Você também tem a sensação de que o ano só começa pra valer depois do carnaval? O período da festa pode mudar, às vezes até adentra o mês de março, mas quase sempre coincide com recessos e férias escolares. Aí a impressão que fica é que janeiro e fevereiro são meses inaproveitáveis. Essa complicação acaba atrapalhando prazos, tarefas e negócios. A desculpa perfeita para nossa mente procrastinadora, sempre pronta para adiar tudo o que é inadiável.

Procrastinação, essa palavra rebuscada, significada adiar, postergar, evitar a realização de uma tarefa. O resultado, quase sempre, é um desconforto psicológico e emoções negativas, como a culpa e a insatisfação. Imagine, por exemplo, que você tenha uma tia muito próxima, idosa, internada e gravemente doente. Você sabe que deve ir ao hospital, diz que amanhã sem falta irá. Mas não vai, porque tem muita coisa pra resolver. Mas no lugar de resolver seus problemas, a cada coisa que tenta fazer pensa que deveria ter ido visitar a tia, e assim, não consegue se concentrar para finalizar nada.

A cena acima pode ser transportada para todas as pendências às quais nos apegamos. Há tantas tarefas acumuladas, deixadas de lado, que acabam ocupando todo o espaço psíquico, de forma que fica muito difícil fazer alguma coisa. Aí, pensamentos obsessivos acabam por se tornar vício. Ao ficarmos pensando compulsivamente naquilo que estamos em falta, nos distraímos do que é essencial, obcecados por tarefas que só atingiram uma dimensão relevante porque não foram finalizadas.

Do ponto de vista evolucionista, a procrastinação é um produto indireto da impulsividade de nossos ancestrais. O ambiente hostil e o futuro incerto dos homens primitivos selecionou, através do tempo, aqueles que buscavam recompensas imediatas, pois se organizar e planejar o tempo futuro não fazia muito sentido: o que importava, naquele ambiente primitivo, era sobreviver mais um dia. Ter metas e objetivos são coisas do mundo moderno. Mas colocar a culpa na seleção natural também é uma boa desculpa para continuar procrastinando, não é?

Da ótica da psicanálise, por sua vez, podemos olhar o assunto por outro ângulo.
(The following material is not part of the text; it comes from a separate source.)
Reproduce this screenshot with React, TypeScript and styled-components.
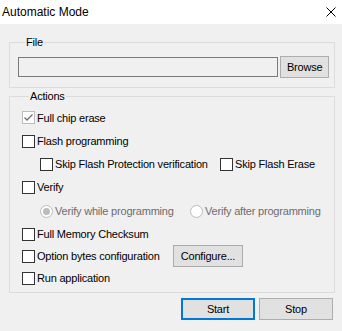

A partir da invenção freudiana, começamos a compreender a ambivalência de alguns fenômenos humanos, e apesar de parecer um tanto estranho, um comportamento que resulta em um sofrimento evidente pode estar atravessado também por algum tipo de satisfação. Assim, cultivar uma culpa por não ter ido visitar alguém, ou não ter feito uma obrigação qualquer é bem conveniente. Acaba sendo mais cômodo, pois, se já estamos condenados a fracassar, não precisamos nem tentar. Estamos livres para outras atividades, que exigem pouco esforço e que trarão gratificação imediata. O trabalho nunca ficará pronto, a dissertação nunca será escrita, a arrumação pode esperar, e assim vai.

Mas todas essas situações não vão resultar, como dito acima, em mal estar, culpa e ansiedade? Sim. Mas trazem consigo não só prejuízo, mas outros ganhos subjetivos também. No caso de não ir visitar a tia idosa e doente, eu me esquivo de pensar na finitude, na vulnerabilidade da qual também estou submetido, no meu próprio envelhecimento ou no envelhecimento dos meus pais talvez. Não conseguir começar ou se não finalizo um trabalho, me permite manter-me na fantasia de que ele sairá perfeito. Uma obra prima em potencial. Se na prática temos que admitir nossas falhas e limitações, na hipótese podemos ser um prodígio.

O medo de não fazer a escolha perfeita está na base do funcionamento do “deixa pra depois”. Vivemos em constante espera. Como na letra do J.Quest, “vivemos esperando o dia em que seremos melhores…”. É comum dizermos que ainda não estamos preparados para isso, para aquilo, e de fato nunca estamos. Mas tentar tornar-se perfeito para assumir um desejo, uma tarefa ou uma nova vida será em vão, pois somos sempre inacabados e incompletos. A realidade sempre exigirá mais do que a teoria nos deu.